A segunda personagem fixa, Caipora, praticamente mantém a mesma temática de Nhô Quim. Personagem que precede o Jeca, Pedro Malazartes, Macunaíma e outros famosos da galeria de ladinos brasileiros. Seu tipo físico é do caboclo de pés descalços, barriga proeminente e notável às situações mais escabrosas. As Aventuras de Caipora ganharam as páginas da Revista Ilustrada em 1883. Interrompidas várias vezes, 35 capítulos foram republicados na revista Don Quixote, outros tantos inéditos sairiam em O Malho, até 15 de dezembro de 1906, quando as peripécias de Caipora desapareceram para sempre.


Aventureiro, cômico e romântico, Caipora tornou-se popular rapidamente. Suas peripécias pelo interior do País e pelas florestas alimentavam a imaginação dos leitores. O traço fino e realista de Agostini dava vida a boiadeiros, onças, sucuris, macacos e índios. Além de inaugurar um estilo que inspirou quadrinhos das décadas seguintes, Ângelo Agostini criou cenas em dois planos, referência do teatro medieval, e também abriu caminho para a sensualidade, criado a primeira heroína dos quadrinhos: a índia Inaiá, protetora e guia de Zé Caipora, que, com os seios à mostra, representa o mito das amazonas.

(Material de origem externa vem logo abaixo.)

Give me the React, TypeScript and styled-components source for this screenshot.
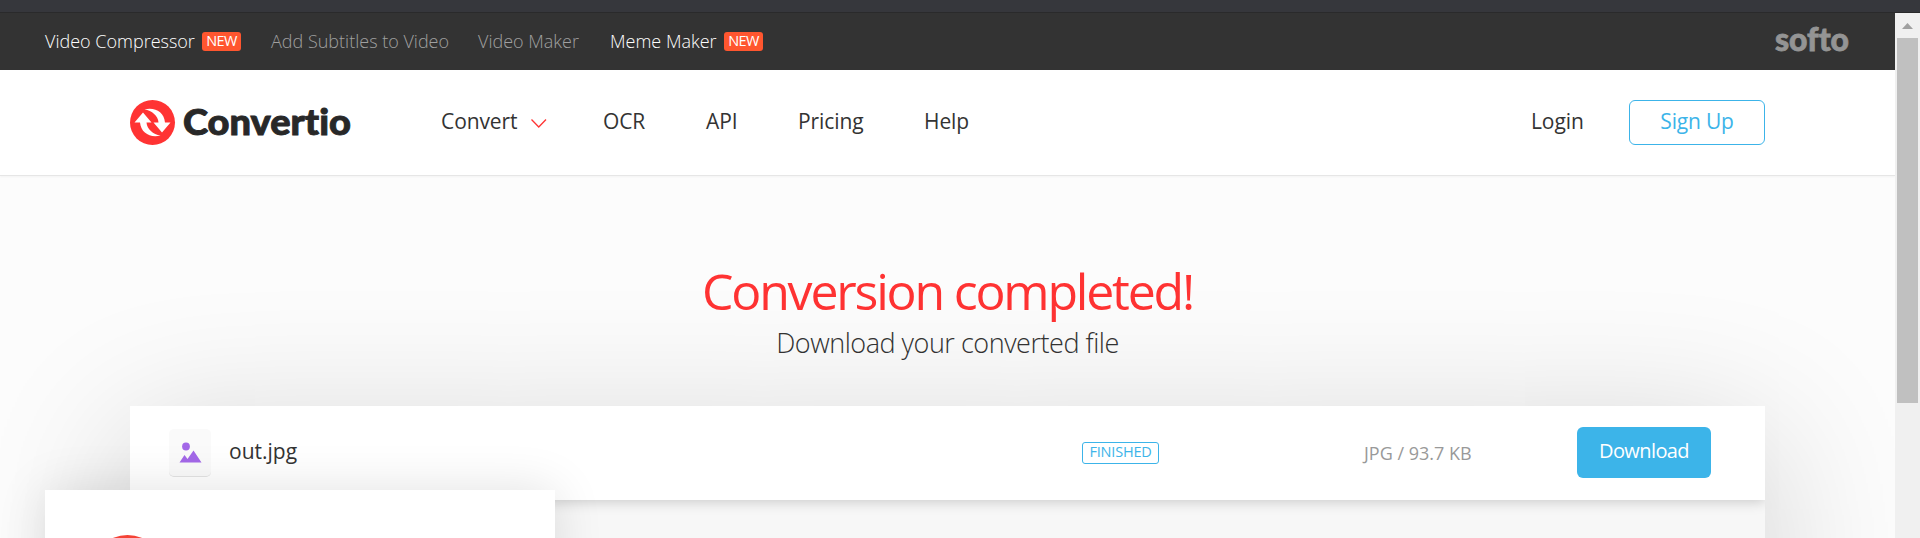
import React from "react";
import styled, { createGlobalStyle } from "styled-components";

const Global = createGlobalStyle`
  * { box-sizing: border-box; }
  body { margin: 0; background: #fcfcfc; font-family: "Open Sans", "Noto Sans", sans-serif; overflow: hidden; }
`;
const Screen = styled.div`height: 538px; display: flex; flex-direction: column; overflow: hidden; position: relative;`;
const Strip = styled.div`height: 13px; flex: none; background: #36373c; border-bottom: 1px solid #2a2a2b;`;
const Body = styled.div`flex: 1; min-height: 0; display: flex;`;
const Page = styled.div`width: 1895px; display: flex; flex-direction: column; overflow: hidden;`;
const TopBar = styled.div`
  height: 57px; flex: none; background: #333; padding: 0 46px 2px 45px;
  display: flex; align-items: center; justify-content: space-between;
`;
const Row = styled.div`display: flex; align-items: center;`;
const TopLink = styled.a<{ $bright?: boolean; $w: number }>`
  color: ${p => (p.$bright ? "#fff" : "#a0a0a0")}; font-size: 18px; font-weight: 300; line-height: 24px;
  width: ${p => p.$w}px; white-space: nowrap;
`;
const New = styled.span<{ $gap: number }>`
  width: 39px; height: 19px; margin-top: 2px; border-radius: 3px; background: #ff562f; color: #fff;
  font-size: 14.5px; line-height: 17px; text-align: center; letter-spacing: -0.6px; margin-right: ${p => p.$gap}px;
`;
const SoftoMark = styled.svg`display: block; overflow: visible;`;
const Wordmark = styled.text`
  font-family: Lato, sans-serif; font-weight: 900; font-variant-ligatures: none;
`;
const Header = styled.header`
  height: 106px; flex: none; background: #fff; border-bottom: 1px solid #e6e6e6; padding: 0 130px;
  box-shadow: 0 1px 2px rgba(0, 0, 0, 0.04);
  display: flex; align-items: center; justify-content: space-between;
`;
const Nav = styled.nav`display: flex; align-items: center; margin-left: 89px;`;
const NavLink = styled.a<{ $w: number }>`
  font-size: 21px; line-height: 30px; color: #333; width: ${p => p.$w}px; white-space: nowrap;
  padding-bottom: 3px; letter-spacing: -0.1px;
`;
const Chevron = styled.svg`display: block; margin-left: 2px;`;
const SignUp = styled.button`
  width: 136px; height: 45px; border: 1px solid #3cb4e9; border-radius: 6px; background: #fff; color: #3cb4e9;
  font: 400 21px/30px "Open Sans", sans-serif; padding: 0 0 3px; letter-spacing: -0.2px;
`;
const Main = styled.main`flex: 1; display: flex; flex-direction: column; align-items: center; padding-top: 81px;`;
const Title = styled.h1`
  margin: 0; font-size: 50px; line-height: 68px; font-weight: 400; color: #f33; letter-spacing: -2.2px; white-space: nowrap;
`;
const Subtitle = styled.p`
  margin: 0; font-size: 27px; line-height: 36px; font-weight: 300; color: #333; white-space: nowrap; letter-spacing: -0.47px;
`;
const Panel = styled.section`
  width: 1635px; height: 400px; flex: none; margin-top: 45px; background: #f7f7f7;
  box-shadow: 0 30px 150px rgba(0, 0, 0, 0.19);
`;
const FileRow = styled.div`
  height: 94px; background: #fff; box-shadow: 0 2px 12px rgba(0, 0, 0, 0.18); clip-path: inset(0 0 -20px 0);
  display: grid; grid-template-columns: 60px 853px 282px 213px 134px; padding-left: 39px; align-items: center;
`;
const FileIcon = styled.div`
  width: 42px; height: 48px; border-radius: 5px; background: #fafafa; border-bottom: 1px solid #e3e3e3;
  display: flex; align-items: center; justify-content: center;
`;
const FileName = styled.span`font-size: 21px; line-height: 30px; color: #333; padding-bottom: 5px;`;
const Status = styled.span`
  width: 77px; height: 22px; border: 1px solid #3cb4e9; border-radius: 3px; color: #3cb4e9;
  font-size: 14.5px; line-height: 18px; text-align: center; letter-spacing: -0.2px;
`;
const Size = styled.span`font-size: 18px; line-height: 24px; color: #999; white-space: nowrap;`;
const Download = styled.button`
  height: 51px; margin-bottom: 1px; border: 0; border-radius: 6px; background: #3cb4e9; color: #fff; padding: 0 0 4px;
  font: 500 20px/28px "Open Sans", sans-serif; letter-spacing: -0.6px;
`;
const Popup = styled.aside`
  position: absolute; left: 45px; top: 490px; width: 510px; height: 120px; background: #fff;
  box-shadow: 0 0 50px rgba(0, 0, 0, 0.12); padding: 45px 0 0 46px;
`;
const Scrollbar = styled.div`
  width: 25px; background: #f0f0f0; display: flex; flex-direction: column; align-items: center;
`;
const Arrow = styled.svg`display: block; width: 25px; height: 25px;`;
const Thumb = styled.div`width: 21px; height: 365px; background: #c0c0c0;`;

const Logo = () => (
  <svg width="222" height="46" viewBox="0 0 222 46">
    <circle cx="22.5" cy="22.5" r="22.5" fill="#f33" />
    <g fill="#fff">
      <path d="M14.500 9.500C25 7 34 12 35 22.500H40.500L32 32.500L23.500 22.500H28.500C28 16 22 10.500 14.500 9.500Z" />
      <path d="M30.500 35.500C20 38 11 33 10 22.500H4.500L13 12.500L21.500 22.500H16.500C17 29 23 34.500 30.500 35.500Z" />
    </g>
    <Wordmark x="53" y="35" fontSize="36" fill="#282828" stroke="#282828" strokeWidth=".9" textLength="168" lengthAdjust="spacingAndGlyphs">Convertio</Wordmark>
  </svg>
);

export default function App() {
  return (
    <Screen>
      <Global />
      <Strip />
      <Body>
        <Page>
          <TopBar>
            <Row>
              <TopLink $bright $w={157}>Video Compressor</TopLink><New $gap={30}>NEW</New>
              <TopLink $w={207}>Add Subtitles to Video</TopLink>
              <TopLink $w={132}>Video Maker</TopLink>
              <TopLink $bright $w={114}>Meme Maker</TopLink><New $gap={0}>NEW</New>
            </Row>
            <SoftoMark width="74" height="36" viewBox="0 0 74 36">
              <Wordmark x="0" y="28" fontSize="33" fill="#949494" stroke="#949494" strokeWidth=".8" textLength="74" lengthAdjust="spacingAndGlyphs">softo</Wordmark>
            </SoftoMark>
          </TopBar>
          <Header>
            <Row>
              <Logo />
              <Nav>
                <NavLink $w={88}>Convert</NavLink>
                <Chevron width="72" height="12" viewBox="0 0 72 12" fill="none" stroke="#f33" strokeWidth="1.300"><path d="M.5 2.500l7.250 7.500 7.250-7.500" /></Chevron>
                <NavLink $w={103}>OCR</NavLink>
                <NavLink $w={92}>API</NavLink>
                <NavLink $w={126}>Pricing</NavLink>
                <NavLink $w={50}>Help</NavLink>
              </Nav>
            </Row>
            <Row><NavLink $w={98}>Login</NavLink><SignUp>Sign Up</SignUp></Row>
          </Header>
          <Main>
            <Title>Conversion completed!</Title>
            <Subtitle>Download your converted file</Subtitle>
            <Panel>
              <FileRow>
                <FileIcon>
                  <svg width="24" height="24" viewBox="0 0 24 24" fill="#a368e8"><circle cx="8" cy="5.500" r="3.900" /><path d="M1.500 21.500l5-7.500 3 4 6-8.500 8 12z" /></svg>
                </FileIcon>
                <FileName>out.jpg</FileName>
                <Status>FINISHED</Status>
                <Size>JPG / 93.7 KB</Size>
                <Download>Download</Download>
              </FileRow>
            </Panel>
          </Main>
        </Page>
        <Scrollbar>
          <Arrow viewBox="0 0 25 25"><path d="M7 16l5.500-6 5.500 6z" fill="#a0a0a0" /></Arrow>
          <Thumb />
        </Scrollbar>
      </Body>
      <Popup>
        <svg width="73" height="73" viewBox="0 0 73 73"><circle cx="36.500" cy="36.500" r="36.500" fill="#f44336" /></svg>
      </Popup>
    </Screen>
  );
}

Todo esse talento de Agostini, que José do Patrocínio considerava “o mais brasileiros dos brasileiros”, ficou relativamente esquecido a partir de 1910. Com o resgate e a publicação das histórias de Nhô Quim e Zé Caipora, a nova geração pode revê o pioneirismo do ilustrador Ângelo Agostini. É bom lembrar que a nossa primeira história em quadrinhos de longa duração foi homenageado em elo dos Correios. A data inicial de sua publicação, 30 de janeiro, é hoje comemorada como o Dia do Quadrinho Nacional, e Angelo Agostini passou a ser, a partir de 1984, o nome do troféu que representa o mais importante prêmio concebido pela Associação dos Quadrinhistas e Caricaturistas do Estado de São Paulo.